> _EXERCISE DIRECTIONS_:
Omit all images. Write out the rest of the material exactly.

> _MATERIAL PROVIDED_:

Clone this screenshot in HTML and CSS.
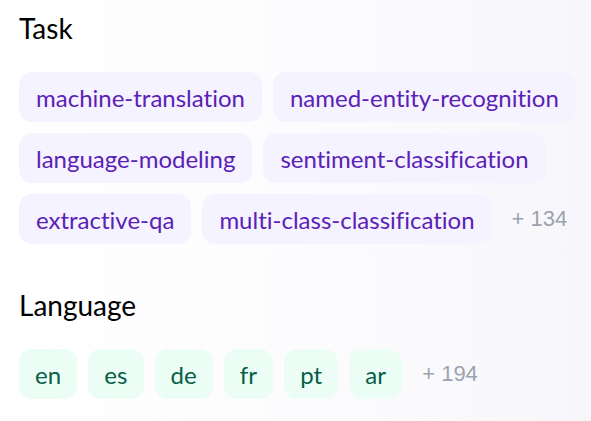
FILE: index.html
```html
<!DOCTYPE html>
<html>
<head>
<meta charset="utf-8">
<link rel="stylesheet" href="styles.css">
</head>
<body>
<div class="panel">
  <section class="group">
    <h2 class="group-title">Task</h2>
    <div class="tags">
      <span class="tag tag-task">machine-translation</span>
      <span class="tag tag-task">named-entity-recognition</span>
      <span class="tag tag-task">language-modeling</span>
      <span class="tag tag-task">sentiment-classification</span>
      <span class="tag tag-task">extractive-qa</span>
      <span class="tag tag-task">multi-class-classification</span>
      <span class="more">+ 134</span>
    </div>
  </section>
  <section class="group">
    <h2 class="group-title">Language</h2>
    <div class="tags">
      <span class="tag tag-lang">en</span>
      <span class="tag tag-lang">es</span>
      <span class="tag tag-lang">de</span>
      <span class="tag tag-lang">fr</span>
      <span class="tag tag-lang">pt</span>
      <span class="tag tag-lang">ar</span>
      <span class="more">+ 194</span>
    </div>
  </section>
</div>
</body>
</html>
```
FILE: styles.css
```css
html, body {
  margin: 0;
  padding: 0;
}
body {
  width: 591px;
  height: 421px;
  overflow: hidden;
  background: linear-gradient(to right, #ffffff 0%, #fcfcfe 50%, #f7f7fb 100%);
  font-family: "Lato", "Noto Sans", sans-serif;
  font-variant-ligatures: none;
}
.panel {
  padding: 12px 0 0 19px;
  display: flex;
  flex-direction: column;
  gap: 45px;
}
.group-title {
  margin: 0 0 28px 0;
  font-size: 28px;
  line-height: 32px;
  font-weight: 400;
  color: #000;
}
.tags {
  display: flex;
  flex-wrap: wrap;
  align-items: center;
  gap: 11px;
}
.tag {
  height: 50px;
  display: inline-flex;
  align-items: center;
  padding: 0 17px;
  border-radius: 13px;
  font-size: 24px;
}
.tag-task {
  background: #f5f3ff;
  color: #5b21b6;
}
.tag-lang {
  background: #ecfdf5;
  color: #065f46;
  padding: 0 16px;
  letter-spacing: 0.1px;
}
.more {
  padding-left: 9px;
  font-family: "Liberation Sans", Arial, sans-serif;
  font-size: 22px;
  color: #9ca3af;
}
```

> _THE REPLY_:
Clone this screenshot in HTML and CSS.
FILE: index.html
```html
<!DOCTYPE html>
<html>
<head>
<meta charset="utf-8">
<link rel="stylesheet" href="styles.css">
</head>
<body>
<div class="panel">
  <section class="group">
    <h2 class="group-title">Task</h2>
    <div class="tags">
      <span class="tag tag-task">machine-translation</span>
      <span class="tag tag-task">named-entity-recognition</span>
      <span class="tag tag-task">language-modeling</span>
      <span class="tag tag-task">sentiment-classification</span>
      <span class="tag tag-task">extractive-qa</span>
      <span class="tag tag-task">multi-class-classification</span>
      <span class="more">+ 134</span>
    </div>
  </section>
  <section class="group">
    <h2 class="group-title">Language</h2>
    <div class="tags">
      <span class="tag tag-lang">en</span>
      <span class="tag tag-lang">es</span>
      <span class="tag tag-lang">de</span>
      <span class="tag tag-lang">fr</span>
      <span class="tag tag-lang">pt</span>
      <span class="tag tag-lang">ar</span>
      <span class="more">+ 194</span>
    </div>
  </section>
</div>
</body>
</html>
```
FILE: styles.css
```css
html, body {
  margin: 0;
  padding: 0;
}
body {
  width: 591px;
  height: 421px;
  overflow: hidden;
  background: linear-gradient(to right, #ffffff 0%, #fcfcfe 50%, #f7f7fb 100%);
  font-family: "Lato", "Noto Sans", sans-serif;
  font-variant-ligatures: none;
}
.panel {
  padding: 12px 0 0 19px;
  display: flex;
  flex-direction: column;
  gap: 45px;
}
.group-title {
  margin: 0 0 28px 0;
  font-size: 28px;
  line-height: 32px;
  font-weight: 400;
  color: #000;
}
.tags {
  display: flex;
  flex-wrap: wrap;
  align-items: center;
  gap: 11px;
}
.tag {
  height: 50px;
  display: inline-flex;
  align-items: center;
  padding: 0 17px;
  border-radius: 13px;
  font-size: 24px;
}
.tag-task {
  background: #f5f3ff;
  color: #5b21b6;
}
.tag-lang {
  background: #ecfdf5;
  color: #065f46;
  padding: 0 16px;
  letter-spacing: 0.1px;
}
.more {
  padding-left: 9px;
  font-family: "Liberation Sans", Arial, sans-serif;
  font-size: 22px;
  color: #9ca3af;
}
```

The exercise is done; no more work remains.